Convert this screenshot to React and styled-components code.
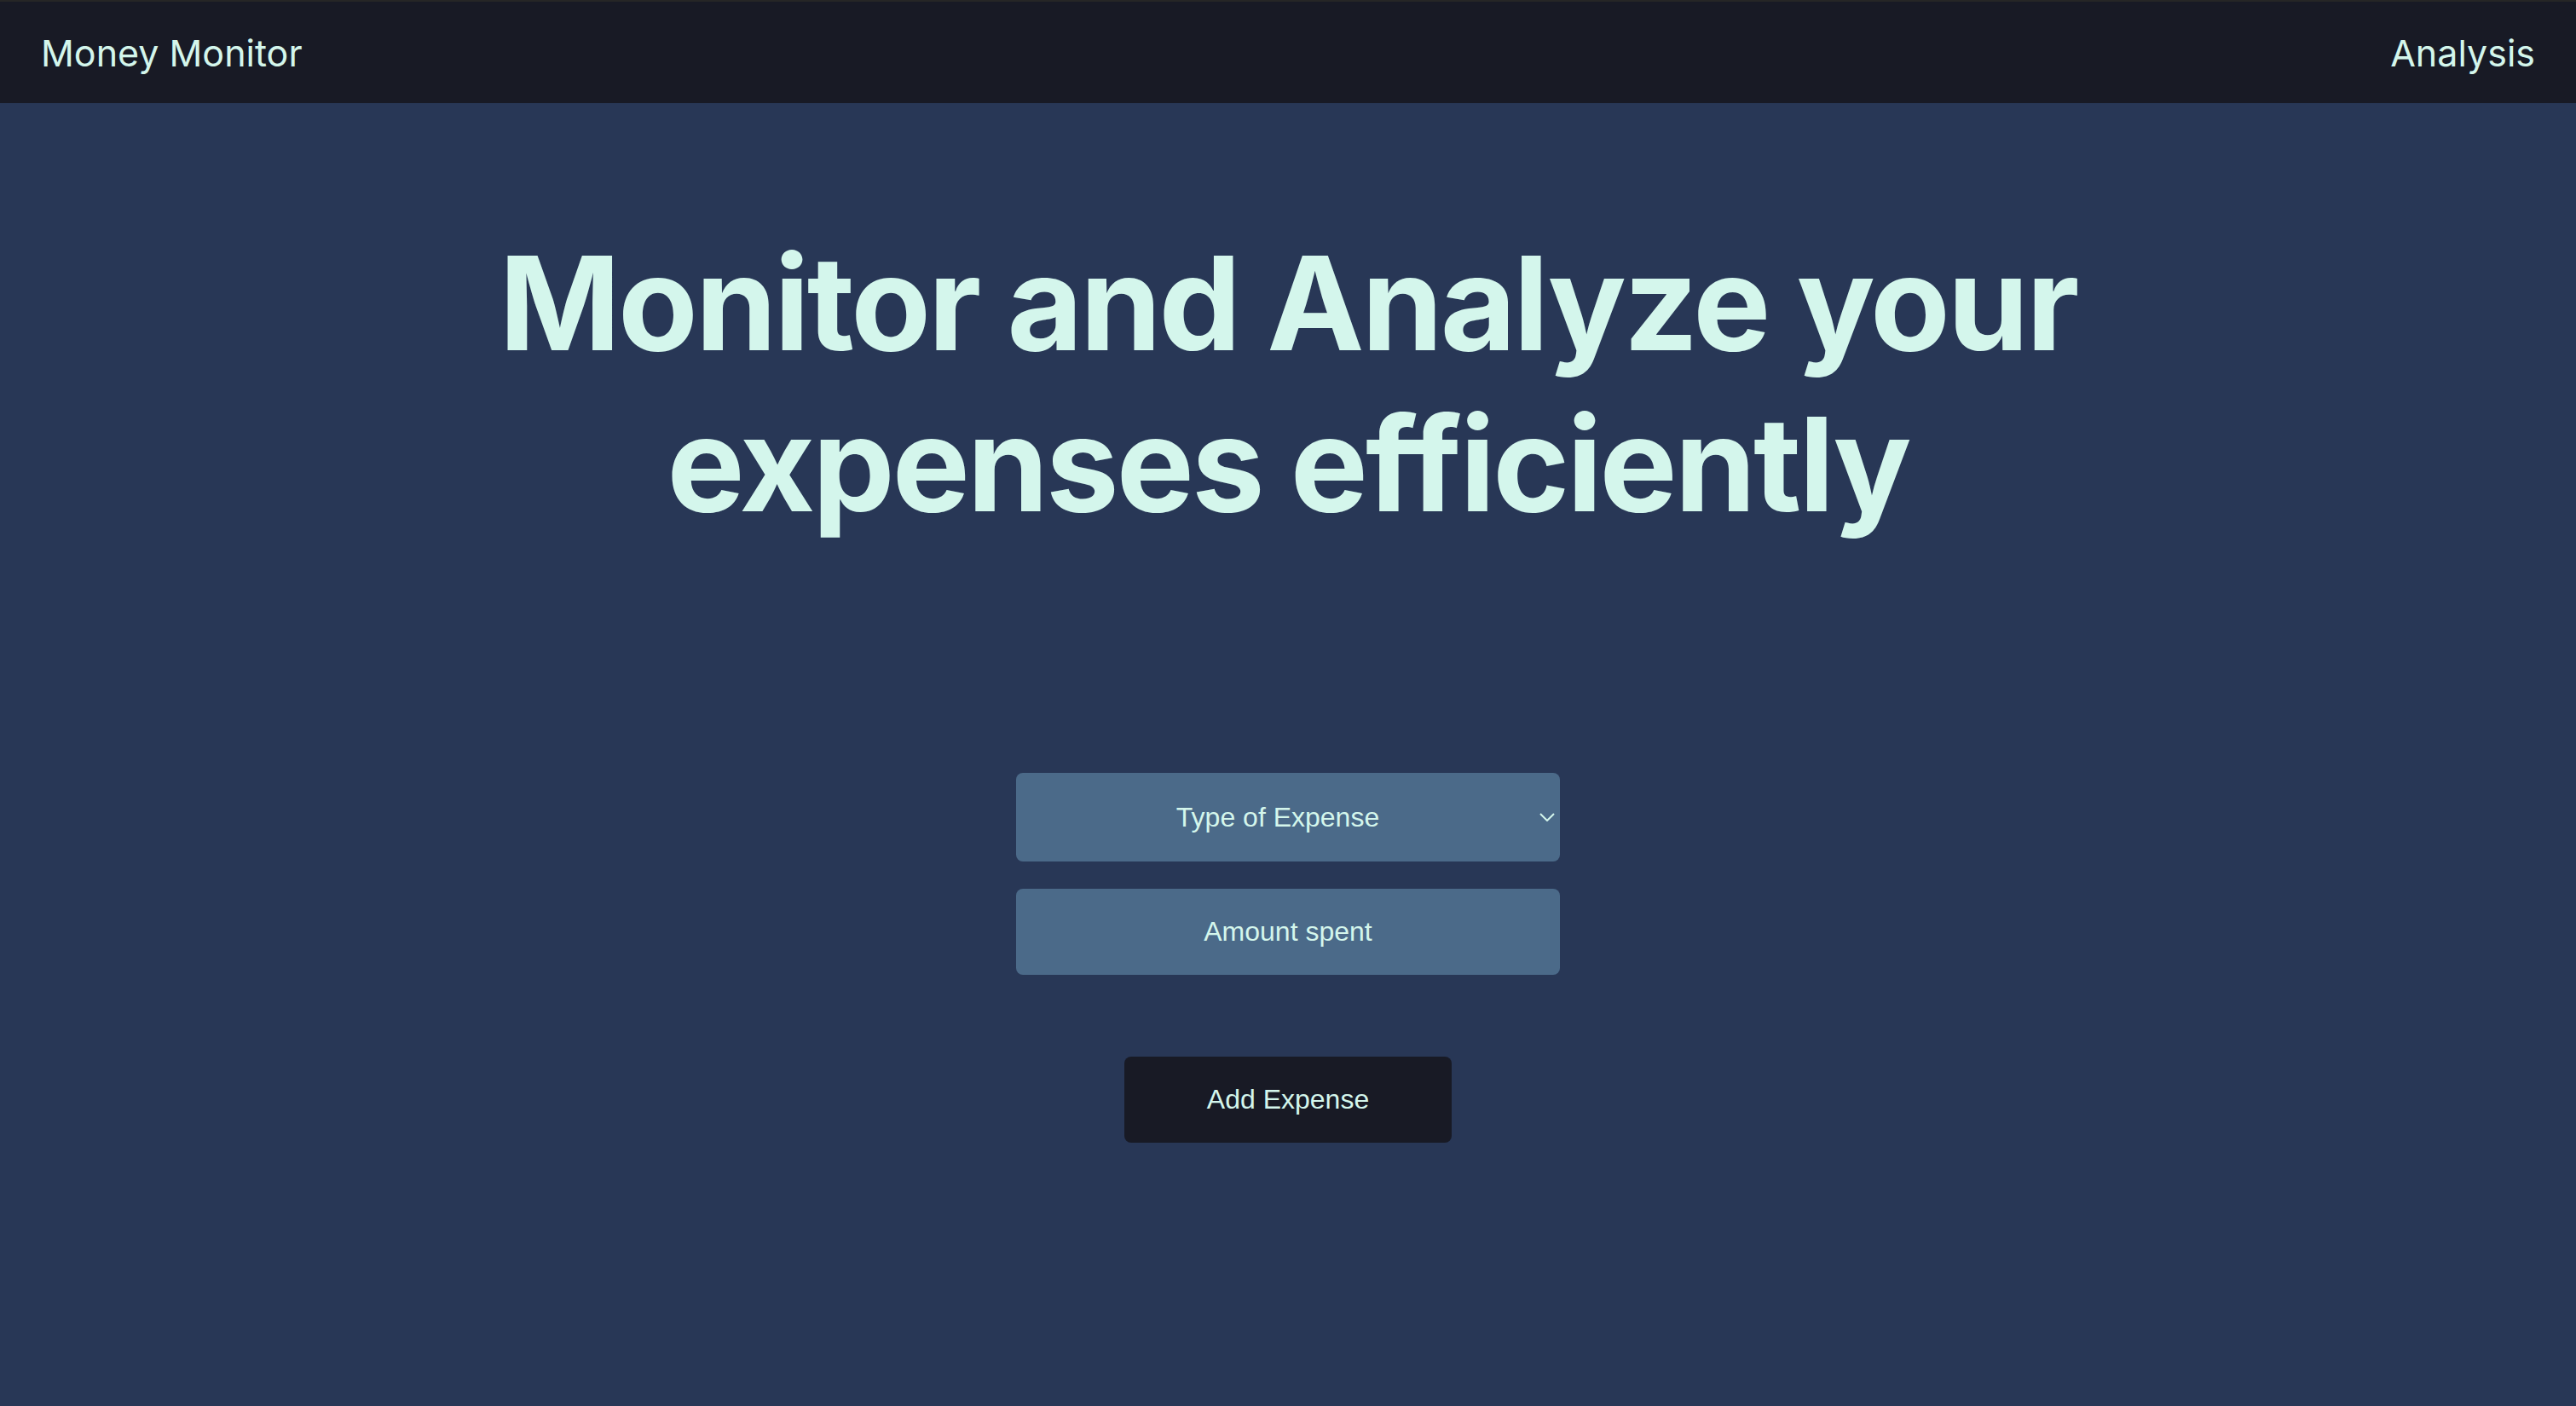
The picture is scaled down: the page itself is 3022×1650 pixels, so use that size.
import React from "react";
import styled, { createGlobalStyle } from "styled-components";

const Global = createGlobalStyle`
  html, body { margin: 0; padding: 0; background: #283756; }
  body { font-family: Inter, "Noto Sans", sans-serif; }
  #root { min-height: 100vh; display: flex; flex-direction: column; }
`;

const Page = styled.div`
  min-height: 100vh;
  display: flex;
  flex-direction: column;
  background: #283756;
  color: #d4f6ec;
`;

const NavBar = styled.nav`
  height: 121px;
  box-sizing: border-box;
  border-top: 2px solid #262626;
  background: #181a25;
  display: flex;
  align-items: center;
  justify-content: space-between;
  padding: 0 48px;
`;

const NavLink = styled.a`
  font-family: Inter, sans-serif;
  font-size: 43px;
  font-weight: 400;
  color: #d4f6ec;
  text-decoration: none;
  cursor: pointer;
`;

const Main = styled.main`
  flex: 1;
  display: flex;
  flex-direction: column;
  align-items: center;
  padding-top: 140px;
`;

const Heading = styled.h1`
  margin: 0;
  font-family: Inter, sans-serif;
  font-weight: 700;
  font-size: 153px;
  line-height: 189px;
  letter-spacing: -3px;
  text-align: center;
  color: #d4f6ec;
  max-width: 2000px;
`;

const Form = styled.form`
  margin-top: 268px;
  display: flex;
  flex-direction: column;
  align-items: center;
`;

const SelectWrap = styled.div`
  position: relative;
  width: 638px;
`;

const Select = styled.select`
  appearance: none;
  width: 100%;
  height: 104px;
  border: none;
  border-radius: 8px;
  background: #4b6a89;
  color: #d4f6ec;
  font-family: "Liberation Sans", Arial, sans-serif;
  font-size: 32px;
  text-align: center;
  text-align-last: center;
  padding: 0 24px 0 0;
  outline: none;
`;

const Chevron = styled.svg`
  position: absolute;
  right: 6px;
  top: 50%;
  transform: translateY(-50%);
  pointer-events: none;
`;

const Input = styled.input`
  margin-top: 32px;
  width: 638px;
  height: 101px;
  box-sizing: border-box;
  border: none;
  border-radius: 8px;
  background: #4b6a89;
  color: #d4f6ec;
  font-family: "Liberation Sans", Arial, sans-serif;
  font-size: 32px;
  text-align: center;
  outline: none;
  &::placeholder { color: #d4f6ec; opacity: 1; }
`;

const Button = styled.button`
  margin-top: 96px;
  width: 384px;
  height: 101px;
  border: none;
  border-radius: 8px;
  background: #181a25;
  color: #d4f6ec;
  font-family: "Liberation Sans", Arial, sans-serif;
  font-size: 32px;
  cursor: pointer;
`;

export default function App() {
  return (
    <Page>
      <Global />
      <NavBar>
        <NavLink>Money Monitor</NavLink>
        <NavLink>Analysis</NavLink>
      </NavBar>
      <Main>
        <Heading>
          Monitor and Analyze your
          <br />
          expenses efficiently
        </Heading>
        <Form onSubmit={(e) => e.preventDefault()}>
          <SelectWrap>
            <Select defaultValue="">
              <option value="" disabled>Type of Expense</option>
              <option>Food</option>
              <option>Travel</option>
              <option>Bills</option>
            </Select>
            <Chevron width="18" height="10" viewBox="0 0 18 10" fill="none">
              <path d="M1 1 L9 9 L17 1" stroke="#d4f6ec" strokeWidth="2" />
            </Chevron>
          </SelectWrap>
          <Input placeholder="Amount spent" />
          <Button type="submit">Add Expense</Button>
        </Form>
      </Main>
    </Page>
  );
}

•••••

— SHORT PROBLEM —
Which lines contain "components"? Show each of them.

— CORRECT RESULT —
Convert this screenshot to React and styled-components code.
import styled, { createGlobalStyle } from "styled-components";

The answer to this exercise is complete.